━━ DATASET EXTRACT
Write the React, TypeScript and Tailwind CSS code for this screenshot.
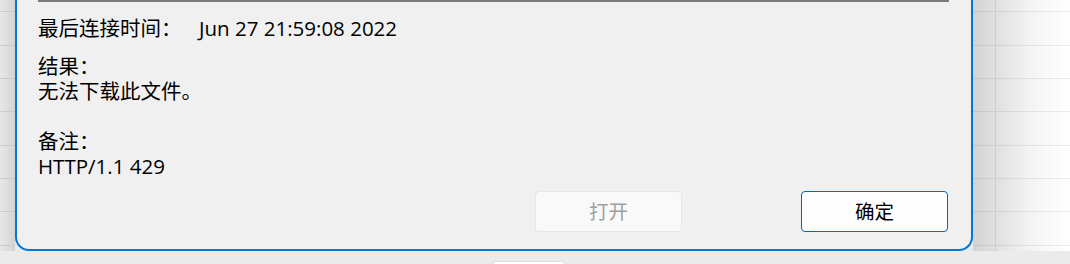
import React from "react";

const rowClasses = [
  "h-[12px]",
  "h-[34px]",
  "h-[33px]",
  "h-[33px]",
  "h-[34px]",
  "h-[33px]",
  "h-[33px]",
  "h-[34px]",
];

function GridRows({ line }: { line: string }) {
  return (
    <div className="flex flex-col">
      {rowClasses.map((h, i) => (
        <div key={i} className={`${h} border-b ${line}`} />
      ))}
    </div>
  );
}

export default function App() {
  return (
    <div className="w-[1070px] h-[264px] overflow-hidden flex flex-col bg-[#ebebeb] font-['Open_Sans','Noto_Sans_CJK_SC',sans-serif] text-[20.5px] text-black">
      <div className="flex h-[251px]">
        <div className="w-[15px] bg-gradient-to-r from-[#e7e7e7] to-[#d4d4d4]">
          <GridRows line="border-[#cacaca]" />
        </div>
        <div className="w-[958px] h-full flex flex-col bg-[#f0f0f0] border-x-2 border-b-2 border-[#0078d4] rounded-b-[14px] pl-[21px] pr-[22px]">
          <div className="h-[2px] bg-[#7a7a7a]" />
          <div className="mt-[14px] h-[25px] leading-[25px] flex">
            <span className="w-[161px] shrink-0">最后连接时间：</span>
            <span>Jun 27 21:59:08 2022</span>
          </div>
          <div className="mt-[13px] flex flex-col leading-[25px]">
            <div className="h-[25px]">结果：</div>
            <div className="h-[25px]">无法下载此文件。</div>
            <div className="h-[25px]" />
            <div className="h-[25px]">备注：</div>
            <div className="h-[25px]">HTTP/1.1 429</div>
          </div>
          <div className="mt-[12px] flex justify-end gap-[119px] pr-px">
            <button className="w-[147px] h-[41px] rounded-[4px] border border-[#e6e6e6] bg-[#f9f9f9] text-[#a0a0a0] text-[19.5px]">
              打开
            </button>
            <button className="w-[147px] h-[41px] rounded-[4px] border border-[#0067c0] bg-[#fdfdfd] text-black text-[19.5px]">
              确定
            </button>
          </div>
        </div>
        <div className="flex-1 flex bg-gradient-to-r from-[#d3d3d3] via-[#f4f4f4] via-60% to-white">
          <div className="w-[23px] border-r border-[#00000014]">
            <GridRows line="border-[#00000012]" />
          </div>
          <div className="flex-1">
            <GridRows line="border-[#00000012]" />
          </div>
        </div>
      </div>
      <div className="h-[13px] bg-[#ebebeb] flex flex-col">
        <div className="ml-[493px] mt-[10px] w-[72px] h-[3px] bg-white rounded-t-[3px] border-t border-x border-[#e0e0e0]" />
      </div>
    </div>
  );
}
━━━━
> [PROBLEM DESCRIPTION]: Transcribe each line above verbatim, with the pictures left out.

> [FINISHED TASK]:
Write the React, TypeScript and Tailwind CSS code for this screenshot.
import React from "react";

const rowClasses = [
  "h-[12px]",
  "h-[34px]",
  "h-[33px]",
  "h-[33px]",
  "h-[34px]",
  "h-[33px]",
  "h-[33px]",
  "h-[34px]",
];

function GridRows({ line }: { line: string }) {
  return (
    <div className="flex flex-col">
      {rowClasses.map((h, i) => (
        <div key={i} className={`${h} border-b ${line}`} />
      ))}
    </div>
  );
}

export default function App() {
  return (
    <div className="w-[1070px] h-[264px] overflow-hidden flex flex-col bg-[#ebebeb] font-['Open_Sans','Noto_Sans_CJK_SC',sans-serif] text-[20.5px] text-black">
      <div className="flex h-[251px]">
        <div className="w-[15px] bg-gradient-to-r from-[#e7e7e7] to-[#d4d4d4]">
          <GridRows line="border-[#cacaca]" />
        </div>
        <div className="w-[958px] h-full flex flex-col bg-[#f0f0f0] border-x-2 border-b-2 border-[#0078d4] rounded-b-[14px] pl-[21px] pr-[22px]">
          <div className="h-[2px] bg-[#7a7a7a]" />
          <div className="mt-[14px] h-[25px] leading-[25px] flex">
            <span className="w-[161px] shrink-0">最后连接时间：</span>
            <span>Jun 27 21:59:08 2022</span>
          </div>
          <div className="mt-[13px] flex flex-col leading-[25px]">
            <div className="h-[25px]">结果：</div>
            <div className="h-[25px]">无法下载此文件。</div>
            <div className="h-[25px]" />
            <div className="h-[25px]">备注：</div>
            <div className="h-[25px]">HTTP/1.1 429</div>
          </div>
          <div className="mt-[12px] flex justify-end gap-[119px] pr-px">
            <button className="w-[147px] h-[41px] rounded-[4px] border border-[#e6e6e6] bg-[#f9f9f9] text-[#a0a0a0] text-[19.5px]">
              打开
            </button>
            <button className="w-[147px] h-[41px] rounded-[4px] border border-[#0067c0] bg-[#fdfdfd] text-black text-[19.5px]">
              确定
            </button>
          </div>
        </div>
        <div className="flex-1 flex bg-gradient-to-r from-[#d3d3d3] via-[#f4f4f4] via-60% to-white">
          <div className="w-[23px] border-r border-[#00000014]">
            <GridRows line="border-[#00000012]" />
          </div>
          <div className="flex-1">
            <GridRows line="border-[#00000012]" />
          </div>
        </div>
      </div>
      <div className="h-[13px] bg-[#ebebeb] flex flex-col">
        <div className="ml-[493px] mt-[10px] w-[72px] h-[3px] bg-white rounded-t-[3px] border-t border-x border-[#e0e0e0]" />
      </div>
    </div>
  );
}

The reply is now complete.